Let op: de website is verhuisd naar fritsvanderwaa.nl

de Volkskrant, Kunst & Cultuur, 12 augustus 2005 (pagina 14)

Haitink verleent aan Mahlers Zevende een onderhuidse spanning

Zevende Symfonie van Gustav Mahler. Door het European Union Youth Orchestra o.l.v. Bernard Haitink. 10 augustus, Concertgebouw, Amsterdam.

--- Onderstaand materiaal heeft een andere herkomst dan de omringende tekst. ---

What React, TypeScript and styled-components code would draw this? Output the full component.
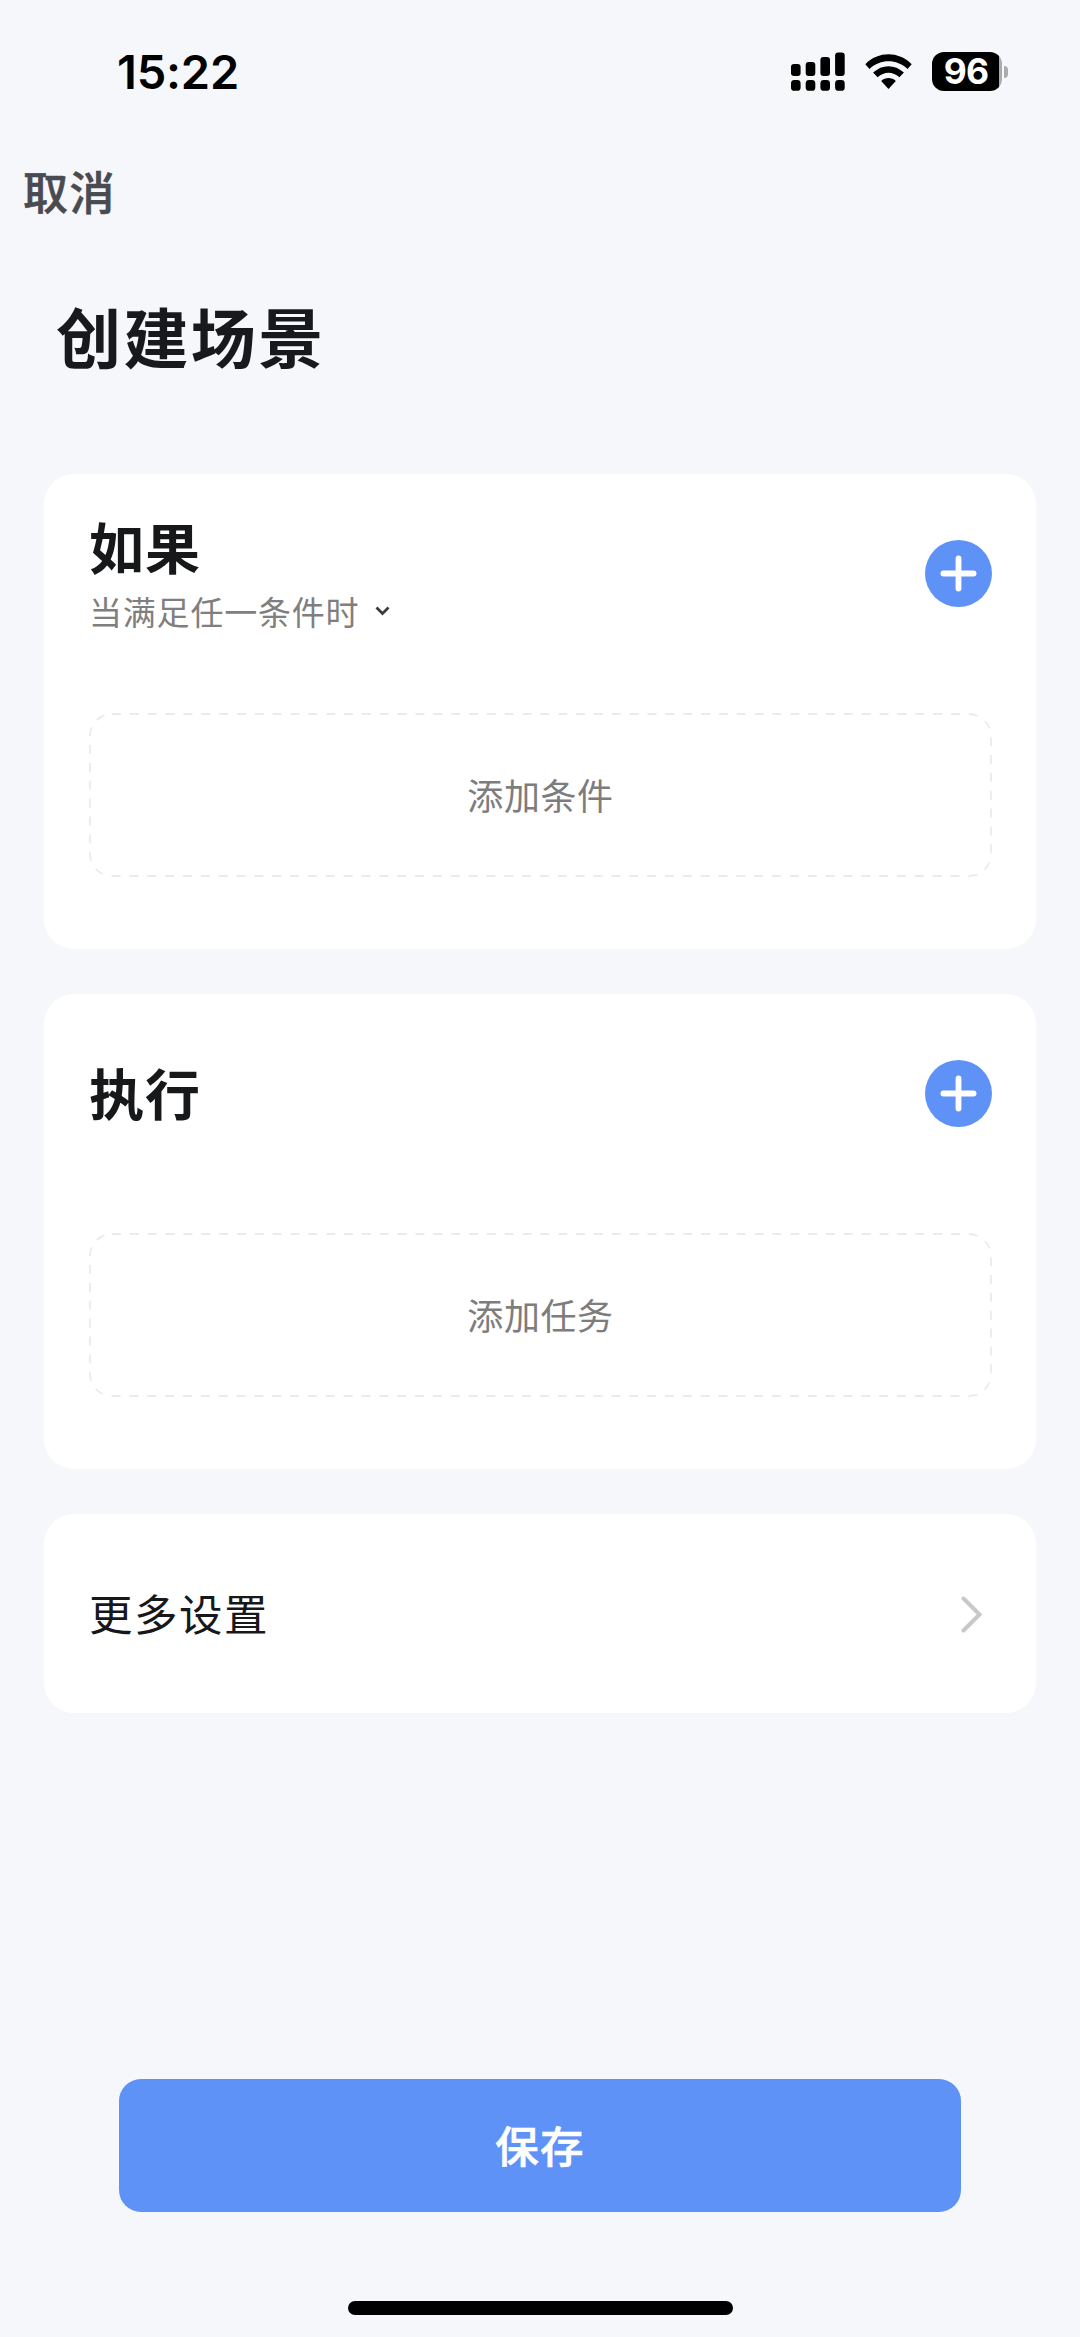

'Mijn muzikale thuis' noemde Gustav Mahler Amsterdam ooit, en inderdaad, zelfs 94 jaar na zijn dood is hij er nog altijd niet weg te denken. Ook in de serie Robecozomerconcerten, die dit seizoen nadrukkelijk aandacht besteedt aan de Franse muziek, duikt zijn werk meermalen op. Dat begon woensdag met een indringende uitvoering voor een uitverkocht huis van zijn Zevende Symfonie door het European Union Youth Orchestra (EUYO) onder leiding van Mahler-expert par excellence, Bernard Haitink.

Over Mahlers Zevende wordt minder vaak geredekaveld dan over zijn andere grote werken, en dat zou wel eens kunnen komen doordat het een van zijn meest abstracte composities is, die bovendien is gecomponeerd in een periode dat het de componist voor de wind ging, zodat er geen verbindingen kunnen worden gelegd met tragische aspecten van zijn levensloop. Volkomen abstract is het overigens ook weer niet, gezien het gebruik van koebellen, de jubelende triomffanfare aan het slot en de titels van de delen twee en vier, die beide door de componist worden aangeduid als 'Nachtmusik'.

Wel is duidelijk dat dit muziek is die 'zichzelf ondervraagt', zoals de componist Hans Werner Henze het eens formuleerde in een essay over Mahler. In de Zevende laat Mahler voortdurend nieuwe lagen over de voorgaande muziek heen spoelen, zoals golven in een wassend getij de kustlijn opnieuw definiëren. Daarbij zet hij van tijd tot tijd ook nog eens het fundament van de traditionele harmonieleer onder water.

Haitink weet als geen ander deze quasi-onsamenhangende gebeurtenissen zowel coherentie en logica als onderhuidse spanning te verlenen. Zelfs het gehops waarmee de muziek overspringt van de ene toonsoort naar de andere krijgt bij hem een vanzelfsprekende elegantie, waarbij het lenige spel van de houtblazers van het EUYO goede diensten bewijst. Vooral het derde deel, het Scherzo, is een regelrecht avontuur, een wildwatertocht vol anaconda's en verstrikkende lianen, maar ook met koddige luwtes en hikkende klarinetten. En in de Finale munt hij uit door de stoere taal te vrijwaren van borstklopperij. Daar zou Valeri Gergjev, die bij het Rotterdams Philharmonisch grossiert in Mahlers vol spierballenvertoon, een puntje aan kunnen zuigen.

Het EUYO, een parel onder de diverse toch alleszins respectabele jeugdorkesten die 's zomers over de wereld reizen, treedt op 23 augustus opnieuw op in de Robecoserie. Op de bok staat dan John Eliot Gardiner, en het programma vermeldt werken van Ravel en Walton.